-------- PROVIDED DATA

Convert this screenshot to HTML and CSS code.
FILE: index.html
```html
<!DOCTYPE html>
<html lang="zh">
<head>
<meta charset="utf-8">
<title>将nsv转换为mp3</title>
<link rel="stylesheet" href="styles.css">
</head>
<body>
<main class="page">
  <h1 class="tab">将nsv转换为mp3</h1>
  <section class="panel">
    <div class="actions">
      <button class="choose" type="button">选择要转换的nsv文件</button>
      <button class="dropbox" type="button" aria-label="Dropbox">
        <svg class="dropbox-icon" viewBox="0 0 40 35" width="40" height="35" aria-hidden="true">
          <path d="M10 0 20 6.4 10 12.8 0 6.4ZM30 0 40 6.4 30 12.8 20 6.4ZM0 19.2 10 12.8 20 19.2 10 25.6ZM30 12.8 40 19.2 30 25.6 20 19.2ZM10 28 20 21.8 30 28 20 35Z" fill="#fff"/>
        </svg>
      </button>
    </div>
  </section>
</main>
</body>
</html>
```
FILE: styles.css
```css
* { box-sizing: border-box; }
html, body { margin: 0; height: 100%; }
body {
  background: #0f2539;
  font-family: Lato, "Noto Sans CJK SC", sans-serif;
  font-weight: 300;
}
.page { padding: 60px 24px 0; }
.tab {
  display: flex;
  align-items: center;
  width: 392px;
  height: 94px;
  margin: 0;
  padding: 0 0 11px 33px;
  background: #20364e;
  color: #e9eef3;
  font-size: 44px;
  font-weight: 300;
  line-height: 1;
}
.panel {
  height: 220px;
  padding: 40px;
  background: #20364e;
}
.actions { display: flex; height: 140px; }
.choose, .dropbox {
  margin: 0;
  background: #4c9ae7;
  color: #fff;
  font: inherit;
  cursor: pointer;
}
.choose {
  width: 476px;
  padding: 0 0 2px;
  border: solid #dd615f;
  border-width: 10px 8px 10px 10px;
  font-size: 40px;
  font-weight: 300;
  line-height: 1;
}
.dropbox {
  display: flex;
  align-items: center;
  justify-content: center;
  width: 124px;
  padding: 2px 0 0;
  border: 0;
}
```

----------------

*YOUR TASK*:
Reproduce the material in full, with no word added or dropped.

*SOLVED PROBLEM*:
Convert this screenshot to HTML and CSS code.
FILE: index.html
```html
<!DOCTYPE html>
<html lang="zh">
<head>
<meta charset="utf-8">
<title>将nsv转换为mp3</title>
<link rel="stylesheet" href="styles.css">
</head>
<body>
<main class="page">
  <h1 class="tab">将nsv转换为mp3</h1>
  <section class="panel">
    <div class="actions">
      <button class="choose" type="button">选择要转换的nsv文件</button>
      <button class="dropbox" type="button" aria-label="Dropbox">
        <svg class="dropbox-icon" viewBox="0 0 40 35" width="40" height="35" aria-hidden="true">
          <path d="M10 0 20 6.4 10 12.8 0 6.4ZM30 0 40 6.4 30 12.8 20 6.4ZM0 19.2 10 12.8 20 19.2 10 25.6ZM30 12.8 40 19.2 30 25.6 20 19.2ZM10 28 20 21.8 30 28 20 35Z" fill="#fff"/>
        </svg>
      </button>
    </div>
  </section>
</main>
</body>
</html>
```
FILE: styles.css
```css
* { box-sizing: border-box; }
html, body { margin: 0; height: 100%; }
body {
  background: #0f2539;
  font-family: Lato, "Noto Sans CJK SC", sans-serif;
  font-weight: 300;
}
.page { padding: 60px 24px 0; }
.tab {
  display: flex;
  align-items: center;
  width: 392px;
  height: 94px;
  margin: 0;
  padding: 0 0 11px 33px;
  background: #20364e;
  color: #e9eef3;
  font-size: 44px;
  font-weight: 300;
  line-height: 1;
}
.panel {
  height: 220px;
  padding: 40px;
  background: #20364e;
}
.actions { display: flex; height: 140px; }
.choose, .dropbox {
  margin: 0;
  background: #4c9ae7;
  color: #fff;
  font: inherit;
  cursor: pointer;
}
.choose {
  width: 476px;
  padding: 0 0 2px;
  border: solid #dd615f;
  border-width: 10px 8px 10px 10px;
  font-size: 40px;
  font-weight: 300;
  line-height: 1;
}
.dropbox {
  display: flex;
  align-items: center;
  justify-content: center;
  width: 124px;
  padding: 2px 0 0;
  border: 0;
}
```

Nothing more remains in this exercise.